_WHAT IS BEING ASKED_. Would you return the complete listing below word for word?

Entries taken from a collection
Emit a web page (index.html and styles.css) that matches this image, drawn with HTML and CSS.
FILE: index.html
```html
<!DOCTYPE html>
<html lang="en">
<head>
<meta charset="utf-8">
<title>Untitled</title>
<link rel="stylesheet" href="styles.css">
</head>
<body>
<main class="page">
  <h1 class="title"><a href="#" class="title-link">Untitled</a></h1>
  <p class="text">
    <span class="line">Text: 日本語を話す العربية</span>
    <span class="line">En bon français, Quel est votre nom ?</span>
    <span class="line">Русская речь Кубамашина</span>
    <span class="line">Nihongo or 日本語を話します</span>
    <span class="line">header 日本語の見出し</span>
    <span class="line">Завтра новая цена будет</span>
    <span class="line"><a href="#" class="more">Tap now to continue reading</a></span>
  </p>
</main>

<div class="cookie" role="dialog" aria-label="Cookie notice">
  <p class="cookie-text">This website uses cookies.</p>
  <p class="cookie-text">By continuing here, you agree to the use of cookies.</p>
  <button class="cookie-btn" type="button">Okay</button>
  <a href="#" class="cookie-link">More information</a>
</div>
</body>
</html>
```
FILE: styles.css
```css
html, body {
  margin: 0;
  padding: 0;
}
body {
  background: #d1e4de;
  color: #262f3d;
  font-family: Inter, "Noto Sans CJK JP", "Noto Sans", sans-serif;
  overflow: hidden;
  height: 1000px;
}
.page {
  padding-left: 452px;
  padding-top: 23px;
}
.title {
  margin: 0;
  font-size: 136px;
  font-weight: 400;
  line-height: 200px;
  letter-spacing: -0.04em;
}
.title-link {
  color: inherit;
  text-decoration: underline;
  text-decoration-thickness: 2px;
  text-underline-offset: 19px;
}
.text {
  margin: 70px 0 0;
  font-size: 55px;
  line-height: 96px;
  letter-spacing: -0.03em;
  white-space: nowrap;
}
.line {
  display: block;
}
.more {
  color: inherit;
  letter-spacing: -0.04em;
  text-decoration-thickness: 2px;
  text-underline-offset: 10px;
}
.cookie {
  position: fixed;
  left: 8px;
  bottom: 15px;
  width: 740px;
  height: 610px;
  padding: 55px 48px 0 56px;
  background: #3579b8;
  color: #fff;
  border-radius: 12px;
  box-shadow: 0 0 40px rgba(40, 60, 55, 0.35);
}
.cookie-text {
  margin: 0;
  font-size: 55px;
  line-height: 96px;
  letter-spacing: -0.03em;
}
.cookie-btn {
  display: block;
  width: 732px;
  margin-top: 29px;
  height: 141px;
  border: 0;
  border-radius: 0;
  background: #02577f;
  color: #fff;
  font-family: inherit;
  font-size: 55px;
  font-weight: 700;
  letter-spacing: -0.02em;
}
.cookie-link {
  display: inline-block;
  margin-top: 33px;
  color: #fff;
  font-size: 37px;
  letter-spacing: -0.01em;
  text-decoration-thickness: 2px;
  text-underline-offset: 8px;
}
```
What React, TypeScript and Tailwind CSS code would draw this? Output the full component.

_THE ANSWER_.
Emit a web page (index.html and styles.css) that matches this image, drawn with HTML and CSS.
FILE: index.html
```html
<!DOCTYPE html>
<html lang="en">
<head>
<meta charset="utf-8">
<title>Untitled</title>
<link rel="stylesheet" href="styles.css">
</head>
<body>
<main class="page">
  <h1 class="title"><a href="#" class="title-link">Untitled</a></h1>
  <p class="text">
    <span class="line">Text: 日本語を話す العربية</span>
    <span class="line">En bon français, Quel est votre nom ?</span>
    <span class="line">Русская речь Кубамашина</span>
    <span class="line">Nihongo or 日本語を話します</span>
    <span class="line">header 日本語の見出し</span>
    <span class="line">Завтра новая цена будет</span>
    <span class="line"><a href="#" class="more">Tap now to continue reading</a></span>
  </p>
</main>

<div class="cookie" role="dialog" aria-label="Cookie notice">
  <p class="cookie-text">This website uses cookies.</p>
  <p class="cookie-text">By continuing here, you agree to the use of cookies.</p>
  <button class="cookie-btn" type="button">Okay</button>
  <a href="#" class="cookie-link">More information</a>
</div>
</body>
</html>
```
FILE: styles.css
```css
html, body {
  margin: 0;
  padding: 0;
}
body {
  background: #d1e4de;
  color: #262f3d;
  font-family: Inter, "Noto Sans CJK JP", "Noto Sans", sans-serif;
  overflow: hidden;
  height: 1000px;
}
.page {
  padding-left: 452px;
  padding-top: 23px;
}
.title {
  margin: 0;
  font-size: 136px;
  font-weight: 400;
  line-height: 200px;
  letter-spacing: -0.04em;
}
.title-link {
  color: inherit;
  text-decoration: underline;
  text-decoration-thickness: 2px;
  text-underline-offset: 19px;
}
.text {
  margin: 70px 0 0;
  font-size: 55px;
  line-height: 96px;
  letter-spacing: -0.03em;
  white-space: nowrap;
}
.line {
  display: block;
}
.more {
  color: inherit;
  letter-spacing: -0.04em;
  text-decoration-thickness: 2px;
  text-underline-offset: 10px;
}
.cookie {
  position: fixed;
  left: 8px;
  bottom: 15px;
  width: 740px;
  height: 610px;
  padding: 55px 48px 0 56px;
  background: #3579b8;
  color: #fff;
  border-radius: 12px;
  box-shadow: 0 0 40px rgba(40, 60, 55, 0.35);
}
.cookie-text {
  margin: 0;
  font-size: 55px;
  line-height: 96px;
  letter-spacing: -0.03em;
}
.cookie-btn {
  display: block;
  width: 732px;
  margin-top: 29px;
  height: 141px;
  border: 0;
  border-radius: 0;
  background: #02577f;
  color: #fff;
  font-family: inherit;
  font-size: 55px;
  font-weight: 700;
  letter-spacing: -0.02em;
}
.cookie-link {
  display: inline-block;
  margin-top: 33px;
  color: #fff;
  font-size: 37px;
  letter-spacing: -0.01em;
  text-decoration-thickness: 2px;
  text-underline-offset: 8px;
}
```
What React, TypeScript and Tailwind CSS code would draw this? Output the full component.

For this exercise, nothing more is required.